» **EXERCISE PROMPT**
Make an exact copy of all the entries below, with the pictures left out.

» **DATA SUPPLIED**

◆ ◆ ◆

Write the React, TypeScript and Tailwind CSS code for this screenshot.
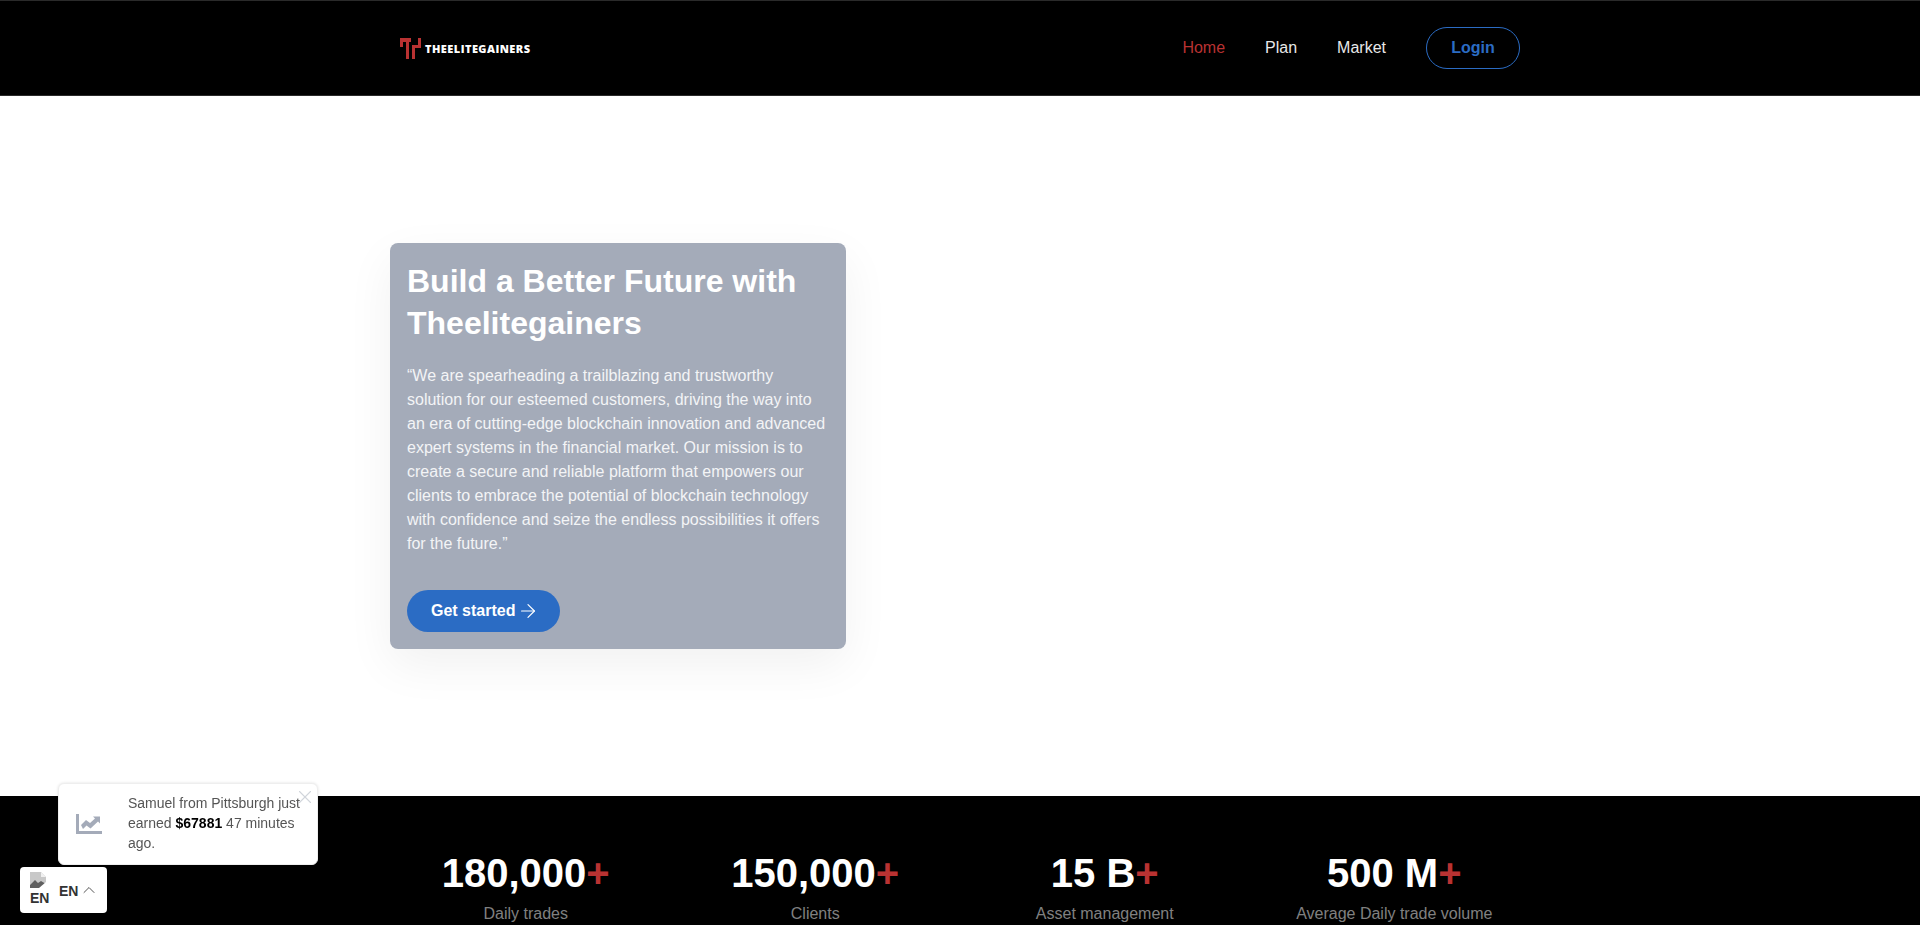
import { ArrowRight, ChevronUp, X } from "lucide-react";

const stats = [
  { value: "180,000", label: "Daily trades" },
  { value: "150,000", label: "Clients" },
  { value: "15 B", label: "Asset management" },
  { value: "500 M", label: "Average Daily trade volume" },
];

function Logo() {
  return (
    <div className="flex items-end gap-[4px]">
      <svg width="21" height="21" viewBox="0 0 21 21" fill="#b93232">
        <path d="M0 0h11v4h-2v17h-3v-17h-3v5h-3z" />
        <path d="M12 7h6V0h3v10h-6v11h-3z" />
      </svg>
      <span className="mb-[3px] font-['Open_Sans'] text-[11px] leading-[14px] font-extrabold tracking-[0.45px] text-white">
        THEELITEGAINERS
      </span>
    </div>
  );
}

function BrokenImage() {
  return (
    <svg width="16" height="16" viewBox="0 0 16 16" className="block">
      <path d="M0 0h11l5 5v11H0z" fill="#c8c8c8" />
      <path d="M11 0l5 5h-5z" fill="#f0f0f0" />
      <path d="M0 13l5-5 3 3 3-2 5 3v4H0z" fill="#5f5f5f" />
      <path d="M9 16l7-6v6z" fill="#ffffff" />
    </svg>
  );
}

function Navbar() {
  return (
    <header className="h-[96px] bg-black border-y border-[#2a2a2a]">
      <div className="w-[1140px] h-full mx-auto flex items-center justify-between pl-[10px]">
        <Logo />
        <nav className="flex items-center text-base">
          <a className="text-[#b93232]">Home</a>
          <a className="ml-10 text-[#e8e8e8]">Plan</a>
          <a className="ml-10 text-[#e8e8e8]">Market</a>
          <button className="ml-10 mr-[10px] w-[94px] h-[42px] rounded-full border border-[#2b6cc4] text-[#2b6cc4] font-bold">
            Login
          </button>
        </nav>
      </div>
    </header>
  );
}

function Hero() {
  return (
    <section className="h-[700px] bg-white">
      <div className="w-[1140px] mx-auto pt-[147px]">
        <div className="w-[456px] h-[406px] rounded-lg bg-[#a4abb9] px-[17px] pt-[17px] shadow-[0_16px_48px_rgba(0,0,0,0.06)]">
          <h1 className="text-[32px] leading-[42px] font-bold text-white">
            Build a Better Future with Theelitegainers
          </h1>
          <p className="mt-[20px] text-base leading-[24px] text-[#f3f4f6]">
            “We are spearheading a trailblazing and trustworthy solution for our esteemed customers, driving the way
            into an era of cutting-edge blockchain innovation and advanced expert systems in the financial market. Our
            mission is to create a secure and reliable platform that empowers our clients to embrace the potential of
            blockchain technology with confidence and seize the endless possibilities it offers for the future.”
          </p>
          <button className="mt-[34px] h-[42px] w-[153px] pl-[24px] rounded-full bg-[#2b6cc4] text-white font-bold flex items-center gap-[2px]">
            Get started
            <ArrowRight size={22} strokeWidth={1.3} />
          </button>
        </div>
      </div>
    </section>
  );
}

function Stats() {
  return (
    <section className="bg-black h-[300px] pt-[53px]">
      <div className="w-[1158px] mx-auto grid grid-cols-4">
        {stats.map((item) => (
          <div key={item.label} className="text-center">
            <h2 className="text-[40px] leading-[48px] font-bold text-white">
              {item.value}
              <span className="text-[#b93232]">+</span>
            </h2>
            <p className="mt-[5px] text-base leading-[24px] text-[#808080]">{item.label}</p>
          </div>
        ))}
      </div>
    </section>
  );
}

function Toast() {
  return (
    <div className="fixed left-[58px] top-[783px] w-[260px] h-[82px] rounded-md bg-white border border-[#eeeeee] flex items-start shadow-[0_0_3px_rgba(0,0,0,0.12)]">
      <svg width="26" height="20" viewBox="0 0 26 20" className="ml-[17px] mt-[30px] shrink-0" fill="#a4abb9">
        <path d="M0 0h3v17h23v3H0z" />
        <path d="M5 11l5-5 4 3 5-4.500-2-2h7v7l-2-2-7.500 7-4-3-3.500 3.500z" />
      </svg>
      <p className="ml-[26px] mt-[9px] w-[175px] text-sm leading-[20px] text-[#555555]">
        Samuel from Pittsburgh just earned <b className="text-black">$67881</b> 47 minutes ago.
      </p>
      <X size={22} strokeWidth={1.2} className="absolute left-[235px] top-[2px] text-[#d1d5db]" />
    </div>
  );
}

function LanguagePicker() {
  return (
    <div className="fixed left-[20px] top-[867px] w-[87px] h-[46px] rounded-sm bg-white flex items-center pl-[10px] text-sm font-bold text-[#333333]">
      <div className="w-[19px] mb-[2px] leading-[16px]">
        <BrokenImage />
        <span className="block mt-[2px]">EN</span>
      </div>
      <span className="ml-[10px] mt-[2px]">EN</span>
      <ChevronUp size={20} strokeWidth={1.2} className="ml-[1px] text-[#555555]" />
    </div>
  );
}

export default function App() {
  return (
    <div className="h-screen overflow-hidden font-['Liberation_Sans',Arial,sans-serif]">
      <Navbar />
      <Hero />
      <Stats />
      <Toast />
      <LanguagePicker />
    </div>
  );
}
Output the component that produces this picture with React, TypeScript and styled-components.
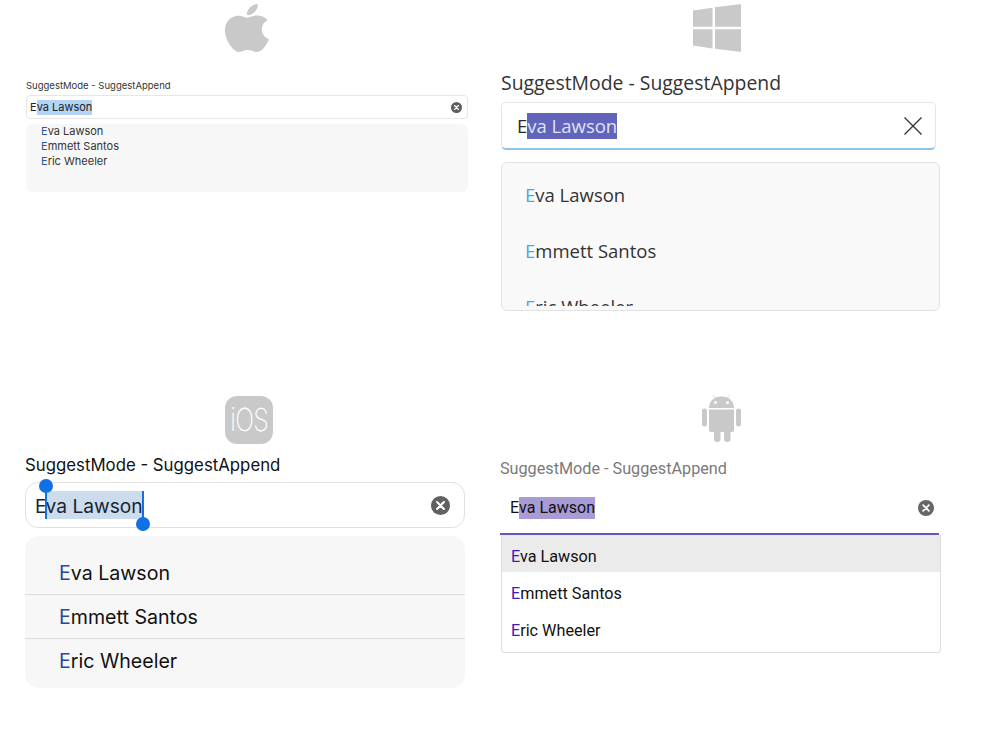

◆ ◆ ◆

» **REPLY**
Write the React, TypeScript and Tailwind CSS code for this screenshot.
import { ArrowRight, ChevronUp, X } from "lucide-react";

const stats = [
  { value: "180,000", label: "Daily trades" },
  { value: "150,000", label: "Clients" },
  { value: "15 B", label: "Asset management" },
  { value: "500 M", label: "Average Daily trade volume" },
];

function Logo() {
  return (
    <div className="flex items-end gap-[4px]">
      <svg width="21" height="21" viewBox="0 0 21 21" fill="#b93232">
        <path d="M0 0h11v4h-2v17h-3v-17h-3v5h-3z" />
        <path d="M12 7h6V0h3v10h-6v11h-3z" />
      </svg>
      <span className="mb-[3px] font-['Open_Sans'] text-[11px] leading-[14px] font-extrabold tracking-[0.45px] text-white">
        THEELITEGAINERS
      </span>
    </div>
  );
}

function BrokenImage() {
  return (
    <svg width="16" height="16" viewBox="0 0 16 16" className="block">
      <path d="M0 0h11l5 5v11H0z" fill="#c8c8c8" />
      <path d="M11 0l5 5h-5z" fill="#f0f0f0" />
      <path d="M0 13l5-5 3 3 3-2 5 3v4H0z" fill="#5f5f5f" />
      <path d="M9 16l7-6v6z" fill="#ffffff" />
    </svg>
  );
}

function Navbar() {
  return (
    <header className="h-[96px] bg-black border-y border-[#2a2a2a]">
      <div className="w-[1140px] h-full mx-auto flex items-center justify-between pl-[10px]">
        <Logo />
        <nav className="flex items-center text-base">
          <a className="text-[#b93232]">Home</a>
          <a className="ml-10 text-[#e8e8e8]">Plan</a>
          <a className="ml-10 text-[#e8e8e8]">Market</a>
          <button className="ml-10 mr-[10px] w-[94px] h-[42px] rounded-full border border-[#2b6cc4] text-[#2b6cc4] font-bold">
            Login
          </button>
        </nav>
      </div>
    </header>
  );
}

function Hero() {
  return (
    <section className="h-[700px] bg-white">
      <div className="w-[1140px] mx-auto pt-[147px]">
        <div className="w-[456px] h-[406px] rounded-lg bg-[#a4abb9] px-[17px] pt-[17px] shadow-[0_16px_48px_rgba(0,0,0,0.06)]">
          <h1 className="text-[32px] leading-[42px] font-bold text-white">
            Build a Better Future with Theelitegainers
          </h1>
          <p className="mt-[20px] text-base leading-[24px] text-[#f3f4f6]">
            “We are spearheading a trailblazing and trustworthy solution for our esteemed customers, driving the way
            into an era of cutting-edge blockchain innovation and advanced expert systems in the financial market. Our
            mission is to create a secure and reliable platform that empowers our clients to embrace the potential of
            blockchain technology with confidence and seize the endless possibilities it offers for the future.”
          </p>
          <button className="mt-[34px] h-[42px] w-[153px] pl-[24px] rounded-full bg-[#2b6cc4] text-white font-bold flex items-center gap-[2px]">
            Get started
            <ArrowRight size={22} strokeWidth={1.3} />
          </button>
        </div>
      </div>
    </section>
  );
}

function Stats() {
  return (
    <section className="bg-black h-[300px] pt-[53px]">
      <div className="w-[1158px] mx-auto grid grid-cols-4">
        {stats.map((item) => (
          <div key={item.label} className="text-center">
            <h2 className="text-[40px] leading-[48px] font-bold text-white">
              {item.value}
              <span className="text-[#b93232]">+</span>
            </h2>
            <p className="mt-[5px] text-base leading-[24px] text-[#808080]">{item.label}</p>
          </div>
        ))}
      </div>
    </section>
  );
}

function Toast() {
  return (
    <div className="fixed left-[58px] top-[783px] w-[260px] h-[82px] rounded-md bg-white border border-[#eeeeee] flex items-start shadow-[0_0_3px_rgba(0,0,0,0.12)]">
      <svg width="26" height="20" viewBox="0 0 26 20" className="ml-[17px] mt-[30px] shrink-0" fill="#a4abb9">
        <path d="M0 0h3v17h23v3H0z" />
        <path d="M5 11l5-5 4 3 5-4.500-2-2h7v7l-2-2-7.500 7-4-3-3.500 3.500z" />
      </svg>
      <p className="ml-[26px] mt-[9px] w-[175px] text-sm leading-[20px] text-[#555555]">
        Samuel from Pittsburgh just earned <b className="text-black">$67881</b> 47 minutes ago.
      </p>
      <X size={22} strokeWidth={1.2} className="absolute left-[235px] top-[2px] text-[#d1d5db]" />
    </div>
  );
}

function LanguagePicker() {
  return (
    <div className="fixed left-[20px] top-[867px] w-[87px] h-[46px] rounded-sm bg-white flex items-center pl-[10px] text-sm font-bold text-[#333333]">
      <div className="w-[19px] mb-[2px] leading-[16px]">
        <BrokenImage />
        <span className="block mt-[2px]">EN</span>
      </div>
      <span className="ml-[10px] mt-[2px]">EN</span>
      <ChevronUp size={20} strokeWidth={1.2} className="ml-[1px] text-[#555555]" />
    </div>
  );
}

export default function App() {
  return (
    <div className="h-screen overflow-hidden font-['Liberation_Sans',Arial,sans-serif]">
      <Navbar />
      <Hero />
      <Stats />
      <Toast />
      <LanguagePicker />
    </div>
  );
}
Output the component that produces this picture with React, TypeScript and styled-components.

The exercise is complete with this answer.